I recently wrote a blog post all about how I schedule my work weeks, as part of my education for photographers series. You can view that post right here if you’d like to read it. But I thought I would go and even a little bit more detail about how I structure my workdays. I have two work days a week, and I’m gonna tell you a little more about those days: 

1- I guard my time. I don’t do things other than work. In the past I’ve been pretty lenient with these days and instead use some of the time to do things that were easier to do without children in tow. At some point I realized that I need all this time to work, so that’s what I do during these days. I don’t go to appointments, I don’t run errands, I just purely work. (and sometimes take a little bit of time for myself at the end of the day)

2- I make a schedule and stick to it. Usually the night before, or the morning of my workday, I write down a list of what needs to be done. I often write down my top three things. And then I write a schedule based on that list. I factor how much time I’m gonna spend editing, blogging, answering emails, etc. This helps make sure you use your time wisely. And that you get everything that needs to be done.

3- When making the schedule I’ll make sure that the most important things get done first. The things that take the most creative energy from me, I do in the morning. Because I know my mind will be a little bit more spent in the afternoon. So that’s when I can do a little more mindless tasks, like answering emails or preparing photos for blog posts. 

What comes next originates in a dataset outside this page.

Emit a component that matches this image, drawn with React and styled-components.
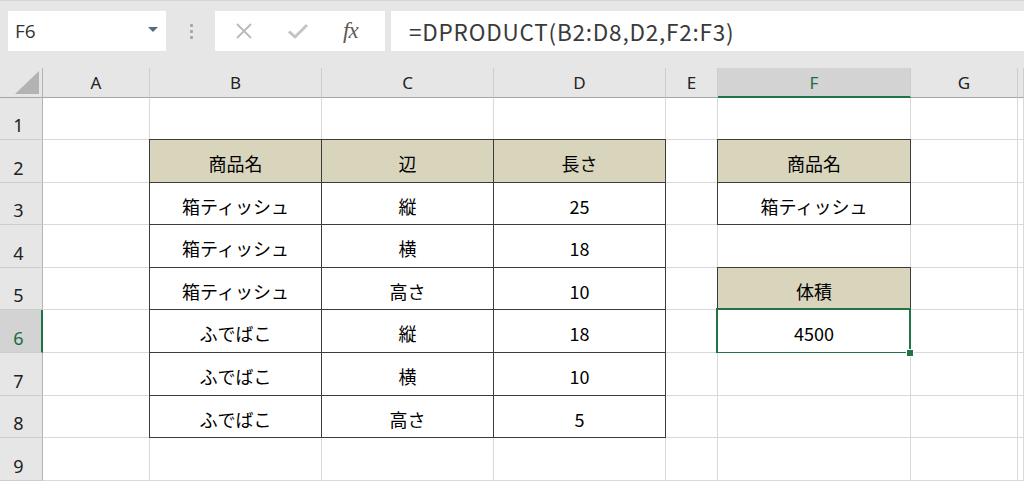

3- I really love using the Pomodoro technique. If you’ve never heard of it, you can Google it, or I’ll give you a quick rundown right here. The Pomodoro technique is a time management strategy where you set a timer and work without distraction for 20 minutes and then you take a quick break (5 mins or so). You repeat that multiple times before you take a longer break. This is a great method if you’re having a hard time getting motivated. It’s really easy just to set a timer and get 20 minutes of focused work done. And often after that initial set of work i’m ready to keep working on it. 

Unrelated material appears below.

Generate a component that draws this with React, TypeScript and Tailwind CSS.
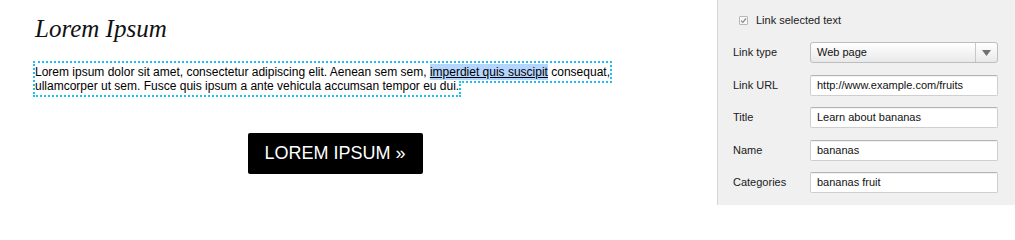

4- This one ties to my third, can I make sure to factor in breaks. I take a lunch break, I take breaks after tasks are done. Make sure those brakes aren’t too lengthy. Usually the 5 to 10 minutes except for a lunch break which is a bit longer, around 30 minutes to an hour. 

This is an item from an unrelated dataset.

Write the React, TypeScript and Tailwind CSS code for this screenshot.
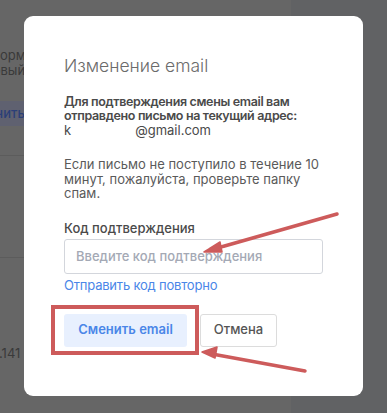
import React from 'react'

const font = { fontFamily: 'Inter, "Noto Sans", sans-serif' }

const Background = () => (
  <div className="flex h-[413px] w-full bg-[#666666]">
    <div className="flex w-[291px] flex-col">
      <div className="h-[48px]" />
      <div className="ml-[-9px] text-[13px] leading-[15px] text-[#3a3a3a]">
        <p>формулу</p>
        <p className="ml-[-6px]">новый</p>
      </div>
      <div className="mt-[23px] flex h-[25px] items-center bg-[#5f6170]">
        <span className="ml-[-32px] text-[13px] font-medium text-[#2b3f78]">Сменить</span>
      </div>
      <div className="mt-[29px] h-px bg-[#5c5c5c]" />
      <div className="mt-[101px] h-px bg-[#5c5c5c]" />
      <p className="ml-[-1px] mt-[86px] text-[13px] text-[#3a3a3a]">.141</p>
    </div>
    <div className="flex-1 bg-[#616264]" />
  </div>
)

const Arrows = () => (
  <svg className="pointer-events-none absolute left-0 top-0" width="387" height="413">
    <g stroke="#cd5b5b" strokeWidth="3.5" strokeLinecap="round" fill="#cd5b5b">
      <line x1="337" y1="214" x2="214" y2="249" />
      <polygon points="204,252 220,242 222,252" strokeWidth="1.5" strokeLinejoin="round" />
      <line x1="305" y1="371" x2="212" y2="354" />
      <polygon points="202,352 217,347 215,358" strokeWidth="1.5" strokeLinejoin="round" />
    </g>
  </svg>
)

const App = () => {
  return (
    <div className="relative h-[413px] w-[387px] overflow-hidden" style={font}>
      <Background />
      <div className="absolute left-[24px] top-[16px] h-[380px] w-[339px] rounded-[9px] bg-white px-[40px] pt-[38px]">
        <h2 className="text-[17.5px] font-light leading-[24px] text-[#6b6b6b]">Изменение email</h2>
        <p className="mt-[17px] text-[12.5px] font-semibold leading-[14px] tracking-[-0.35px] text-[#4a4a4a]">
          Для подтверждения смены email вам отправдено письмо на текущий адрес:{' '}
          <span className="whitespace-nowrap text-[13px] font-normal tracking-normal">
            k<span className="inline-block w-[64px]" />@gmail.com
          </span>
        </p>
        <p className="mt-[19px] text-[13px] leading-[14.5px] text-[#5a5a5a]">
          Если письмо не поступило в течение 10 минут, пожалуйста, проверьте папку спам.
        </p>
        <label className="mt-[20px] block text-[13px] font-medium leading-[14px] text-[#4a4a4a]">
          Код подтверждения
        </label>
        <input
          className="mt-[4px] block h-[35px] w-[259px] rounded-[3px] border border-[#d3d6dc] px-[11px] text-[13px] font-medium outline-none placeholder:text-[#a4a9b5]"
          placeholder="Введите код подтверждения"
        />
        <a className="mt-[4px] block text-[13px] leading-[14px] tracking-[-0.2px] text-[#4a86e8]">Отправить код повторно</a>
        <div className="relative mt-[22px] flex gap-[13px]">
          <button className="h-[33px] w-[123px] rounded-[3px] bg-[#e8f0fe] text-[13px] font-semibold text-[#4a86e8]">
            Сменить email
          </button>
          <button className="h-[33px] w-[77px] rounded-[3px] border border-[#dcdcdc] bg-white text-[13px] font-medium text-[#555555]">
            Отмена
          </button>
          <div className="pointer-events-none absolute left-[-13px] top-[-9px] h-[50px] w-[148px] border-[4px] border-[#cd5b5b]" />
        </div>
      </div>
      <Arrows />
    </div>
  )
}

export default App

5- This is a quick little bonus tip. And it’s a little bit more specific. In the past I’ve had set tasks for certain days. For example: on Tuesdays generally I do most of the editing I need to get done. And then on Thursdays I do a lot more marketing work. I don’t necessarily hold myself too hard to the schedule, but it is helpful for me to know on Tuesdays that I’m editing and on Thursdays that I am doing other things for my business.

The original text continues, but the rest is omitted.